Second, despite their insinuation that engineering and production know-how are leaving the U.S., or are threatening to leave, the authors present absolutely no evidence to back this insinuation – an insinuation that is almost impossible to square with the reality that U.S. manufacturing (it cannot these days be said too often) is today near an all-time high.
Third and more fundamentally, when and to the extent that trade and markets are free, Americans benefit from innovation no matter where it occurs. Kota and Mahoney seem blind to the reality that if Lee in Shanghai figures out how to produce steel at a lower cost, Americans who are free to buy steel unimpeded on global markets reap the benefits of the resulting lower price of steel no less than if this innovation were done by Lou in Youngstown.
Fourth and even more fundamentally, the authors mistakenly write as if the amount of innovation is fixed.
Yes: if a foreign country attracts more investment to create manufacturing plants it will likely also become the site of greater innovation. This fact is so in part because an increased number of factories that produce outputs for sale in competitive markets naturally inspires people who work in those factories to creatively devise better and more efficient uses of those factories. But greater innovation in these cases also comes from a deeper source – namely, the improved policy climate that itself heightened the attractiveness of putting factories in those locations.
Countries that attract more investment typically are countries whose public policies and private attitudes have become more favorable to markets, including to the innovation which is the source of economic growth. So it’s quite natural that as countries industrialize according to market forces the peoples of those countries unleash more of their innovative energies.
Importantly, this increased innovation abroad does not decrease innovation here in the U.S. Innovation here is merely rechanneled into different avenues.
Stop Dissing the Service Sector
One of these avenues is the service sector. This sector (although you’d never guess it by reading Kota and Mahoney) has for a century now been the single largest sector of the American economy. As the U.S. manufacturing sector continues to shrink relative to the U.S. service sector, a greater portion of American innovation occurs in the provision of services. Yet Kota and Mahoney mistakenly write as though innovation is driven exclusively by manufacturing and occurs exclusively in that sector.
By the way, don’t suppose that innovation in manufacturing is somehow better than innovation in services. Among the most spectacular innovations since the end of World War II are Sam Walton’s, and later Jeff Bezos’s, revolutionary improvements in retailing. Other innovations in services are Fred Smith’s creation of affordable overnight package delivery and Sergei Brin and Larry Page’s improvements in search engines. And let’s not forget innovative services such as ride-sharing, music streaming, and social media.

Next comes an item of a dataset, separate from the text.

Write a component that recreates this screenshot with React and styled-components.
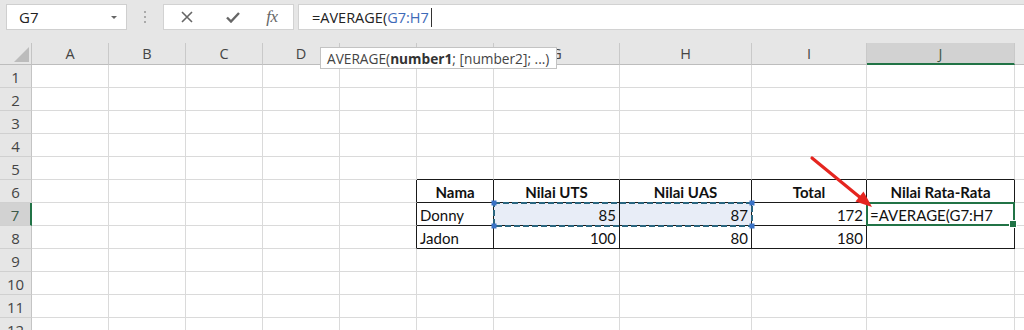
import styled, { createGlobalStyle } from "styled-components"

const GlobalStyle = createGlobalStyle`
  html, body {
    margin: 0;
    padding: 0;
    background: #ffffff;
    overflow: hidden;
  }
  * { box-sizing: border-box; }
`

const UI_FONT = `"Open Sans", "Noto Sans", sans-serif`
const CELL_FONT = `Lato, "Liberation Sans", sans-serif`

const LETTERS = ["A", "B", "C", "D", "E", "F", "G", "H", "I", "J", "K"]
const WIDTHS = [77, 77, 77, 77, 77, 77, 126, 132, 115, 148, 70]
const ROWS = [1, 2, 3, 4, 5, 6, 7, 8, 9, 10, 11, 12]

const DATA = {
  6: {
    5: { t: "Nama", a: "center", b: true },
    6: { t: "Nilai UTS", a: "center", b: true },
    7: { t: "Nilai UAS", a: "center", b: true },
    8: { t: "Total", a: "center", b: true },
    9: { t: "Nilai Rata-Rata", a: "center", b: true },
  },
  7: {
    5: { t: "Donny", a: "flex-start" },
    6: { t: "85", a: "flex-end" },
    7: { t: "87", a: "flex-end" },
    8: { t: "172", a: "flex-end" },
    9: { t: "=AVERAGE(G7:H7", a: "flex-start" },
  },
  8: {
    5: { t: "Jadon", a: "flex-start" },
    6: { t: "100", a: "flex-end" },
    7: { t: "80", a: "flex-end" },
    8: { t: "180", a: "flex-end" },
  },
}

const Page = styled.div`
  position: relative;
  width: 1024px;
  height: 330px;
  overflow: hidden;
  background: #e6e6e6;
`

const FormulaBar = styled.div`
  display: flex;
  align-items: flex-start;
  height: 43px;
  padding: 4px 0 0 6px;
`

const NameBox = styled.div`
  display: flex;
  align-items: center;
  justify-content: space-between;
  flex: none;
  width: 121px;
  height: 26px;
  padding: 0 9px 0 12px;
  background: #fff;
  border: 1px solid #cfcfcf;
  font-family: ${UI_FONT};
  font-size: 15px;
  color: #222;
`

const Caret = styled.span`
  width: 0;
  height: 0;
  border-left: 3px solid transparent;
  border-right: 3px solid transparent;
  border-top: 3px solid #666;
`

const Grip = styled.div`
  display: flex;
  flex-direction: column;
  align-items: center;
  justify-content: center;
  flex: none;
  gap: 3px;
  width: 36px;
  height: 26px;
`

const GripDot = styled.span`
  width: 2px;
  height: 2px;
  background: #aaa;
`

const EditBox = styled.div`
  display: flex;
  align-items: center;
  flex: none;
  width: 131px;
  height: 26px;
  background: #fff;
  border: 1px solid #d2d2d2;
  padding-left: 16px;
`

const IconSlot = styled.span`
  display: flex;
  align-items: center;
  justify-content: center;
  width: ${(p) => p.$w}px;
  margin-left: ${(p) => p.$gap || 0}px;
`

const Fx = styled.span`
  font-family: "Liberation Serif", "DejaVu Serif", serif;
  font-style: italic;
  font-size: 17px;
  color: #666;
  letter-spacing: -0.5px;
`

const FormulaInput = styled.div`
  display: flex;
  align-items: center;
  flex: 1;
  height: 26px;
  margin-left: 4px;
  padding-left: 13px;
  background: #fff;
  border: 1px solid #d2d2d2;
  border-right: none;
  font-family: ${UI_FONT};
  font-size: 14.5px;
  color: #222;
`

const Ref = styled.span`
  color: #3e6ab8;
`

const Cursor = styled.span`
  display: inline-block;
  width: 1px;
  height: 19px;
  margin-left: 2px;
  background: #333;
`

const Sheet = styled.div`
  position: relative;
  background: #fff;
`

const Row = styled.div`
  display: flex;
`

const Corner = styled.div`
  position: relative;
  flex: none;
  width: 32px;
  height: 22px;
  background: #e6e6e6;
  border-right: 1px solid #c4c4c4;
  border-bottom: 1px solid #bdbdbd;

  &::after {
    content: "";
    position: absolute;
    right: 2px;
    bottom: 2px;
    width: 15px;
    height: 15px;
    background: #bcbcbc;
    clip-path: polygon(100% 0, 100% 100%, 0 100%);
  }
`

const ColHeader = styled.div`
  display: flex;
  align-items: center;
  justify-content: center;
  flex: none;
  width: ${(p) => p.$w}px;
  height: 22px;
  background: ${(p) => (p.$active ? "#d2d2d2" : "#e6e6e6")};
  border-right: 1px solid #c9c9c9;
  border-bottom: ${(p) => (p.$active ? "2px solid #217346" : "1px solid #bdbdbd")};
  font-family: ${UI_FONT};
  font-size: 14.5px;
  color: ${(p) => (p.$active ? "#3d5a48" : "#444")};
`

const RowHeader = styled.div`
  display: flex;
  align-items: center;
  justify-content: center;
  flex: none;
  width: 32px;
  height: 23px;
  padding-top: 1px;
  background: ${(p) => (p.$active ? "#d2d2d2" : "#e6e6e6")};
  border-right: ${(p) => (p.$active ? "2px solid #217346" : "1px solid #c4c4c4")};
  border-bottom: 1px solid #d0d0d0;
  font-family: ${UI_FONT};
  font-size: 15px;
  color: ${(p) => (p.$active ? "#3d5a48" : "#444")};
`

const Cell = styled.div`
  display: flex;
  align-items: center;
  justify-content: ${(p) => p.$align || "flex-start"};
  flex: none;
  width: ${(p) => p.$w}px;
  height: 23px;
  padding: 2px 3px 0 3px;
  background: ${(p) => (p.$fill ? "#e8edf7" : "#fff")};
  border-right: 1px solid ${(p) => p.$right};
  border-bottom: 1px solid ${(p) => p.$bottom};
  font-family: ${CELL_FONT};
  font-size: 15px;
  font-weight: ${(p) => (p.$bold ? 700 : 400)};
  color: #111;
  white-space: nowrap;
`

const Tooltip = styled.div`
  position: absolute;
  left: 320px;
  top: 47px;
  width: 237px;
  height: 22px;
  display: flex;
  align-items: center;
  padding-left: 6px;
  background: #fff;
  border: 1px solid #c3c3c3;
  font-family: ${UI_FONT};
  font-size: 13.7px;
  color: #444;
  z-index: 3;

  b {
    color: #333;
  }
`

const Marquee = styled.svg`
  position: absolute;
  left: 491px;
  top: 157px;
  overflow: visible;
  z-index: 2;
`

const ActiveCell = styled.div`
  position: absolute;
  left: 866px;
  top: 159px;
  width: 149px;
  height: 24px;
  border: 2px solid #217346;
  z-index: 2;

  &::after {
    content: "";
    position: absolute;
    right: -4px;
    bottom: -4px;
    width: 6px;
    height: 6px;
    background: #217346;
    border: 1px solid #fff;
  }
`

const ArrowLayer = styled.svg`
  position: absolute;
  left: 0;
  top: 0;
  z-index: 4;
  pointer-events: none;
`

const lineColor = (dark) => (dark ? "#1a1a1a" : "#dadada")

function borders(r, c) {
  const inRows = r >= 6 && r <= 8
  const right = inRows && c >= 4 && c <= 9
  const bottom = c >= 5 && c <= 9 && r >= 5 && r <= 8
  return { right: lineColor(right), bottom: lineColor(bottom) }
}

const App = () => {
  return (
    <Page>
      <GlobalStyle />
      <FormulaBar>
        <NameBox>
          G7
          <Caret />
        </NameBox>
        <Grip>
          <GripDot />
          <GripDot />
          <GripDot />
        </Grip>
        <EditBox>
          <IconSlot $w={14}>
            <svg width="12" height="12" viewBox="0 0 12 12">
              <path d="M1 1 L11 11 M11 1 L1 11" stroke="#666" strokeWidth="1.6" fill="none" />
            </svg>
          </IconSlot>
          <IconSlot $w={14} $gap={32}>
            <svg width="14" height="11" viewBox="0 0 14 11">
              <path d="M1 5.5 L5 9.5 L13 1" stroke="#666" strokeWidth="2.4" fill="none" />
            </svg>
          </IconSlot>
          <IconSlot $w={20} $gap={22}>
            <Fx>fx</Fx>
          </IconSlot>
        </EditBox>
        <FormulaInput>
          =AVERAGE(<Ref>G7:H7</Ref>
          <Cursor />
        </FormulaInput>
      </FormulaBar>

      <Sheet>
        <Row>
          <Corner />
          {LETTERS.map((l, i) => (
            <ColHeader key={l} $w={WIDTHS[i]} $active={l === "J"}>
              {l}
            </ColHeader>
          ))}
        </Row>
        {ROWS.map((r) => (
          <Row key={r}>
            <RowHeader $active={r === 7}>{r}</RowHeader>
            {WIDTHS.map((w, c) => {
              const d = (DATA[r] && DATA[r][c]) || {}
              const b = borders(r, c)
              return (
                <Cell
                  key={c}
                  $w={w}
                  $right={b.right}
                  $bottom={b.bottom}
                  $align={d.a}
                  $bold={d.b}
                  $fill={r === 7 && (c === 6 || c === 7)}
                >
                  {d.t}
                </Cell>
              )
            })}
          </Row>
        ))}

        <Marquee width="264" height="28" viewBox="0 0 264 28">
          <rect
            x="3"
            y="3"
            width="258"
            height="23"
            fill="none"
            stroke="#2a6680"
            strokeWidth="2"
            strokeDasharray="6 3"
          />
          <rect x="0.5" y="0.5" width="5" height="5" fill="#3a72c6" />
          <rect x="0.5" y="23.5" width="5" height="5" fill="#3a72c6" />
          <rect x="258.5" y="0.5" width="5" height="5" fill="#3a72c6" />
          <rect x="258.5" y="23.5" width="5" height="5" fill="#3a72c6" />
        </Marquee>
        <ActiveCell />
      </Sheet>

      <Tooltip>
        AVERAGE(<b>number1</b>; [number2]; ...)
      </Tooltip>

      <ArrowLayer width="1024" height="330" viewBox="0 0 1024 330">
        <line x1="812" y1="158" x2="862" y2="199" stroke="#e5251f" strokeWidth="3.2" strokeLinecap="round" />
        <polygon points="872,207 855.5,201.5 863.5,191.5" fill="#e5251f" />
      </ArrowLayer>
    </Page>
  )
}

export default App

I can’t resist here giving a shout-out to one of my favorite entrepreneurial service providers: Jiffy Lube. Oil-changing services are, perhaps, not very high-tech, but they save me and millions of other Americans enormous amounts of time. Surely some of this saved time is spent being innovative.
Had the portion of resources and creative human energies Americans devote to manufacturing not fallen over the past several decades, fewer – and perhaps none of the above-listed – innovations in services would have occurred. As a result, we Americans (and non-Americans) would have been poorer.
A Fallacy Wrapped In a Contradiction
A smorgasbord of other fallacies, factual and logical, runs throughout Kota and Mahoney’s case for industrial policy. I close, however, by flagging this one sentence: “We have lost much of our capacity to physically build what results from our world-leading investments in research and development.”
It’s an erroneous factual claim wrapped in a contradiction.
The erroneous factual claim is the one about production capacity. In fact, U.S. industrial capacity is today at an all-time high. And so we have not “lost much of our capacity to physically build.” Also, if this assertion by Kota and Mahoney were correct, explaining why American manufacturing output is now near an all-time high would be challenging, to say the least.
The contradiction arises when the authors mention “our world-leading investments in research and development.” Because our imports of manufactured goods have steadily increased for decades, how can it be that today we have “world-leading investments in research and development” given the authors’ thesis that innovation dries up as we Americans import ever-more of the manufactured goods that we use?
Any case for industrial policy reflects the economic and factual understanding of those who offer it. With their Wall Street Journal essay, Kota and Mahoney join a long roster of economically and factually uninformed individuals who’ve tried to make a cogent case for industrial policy – individuals who, in every case, have failed.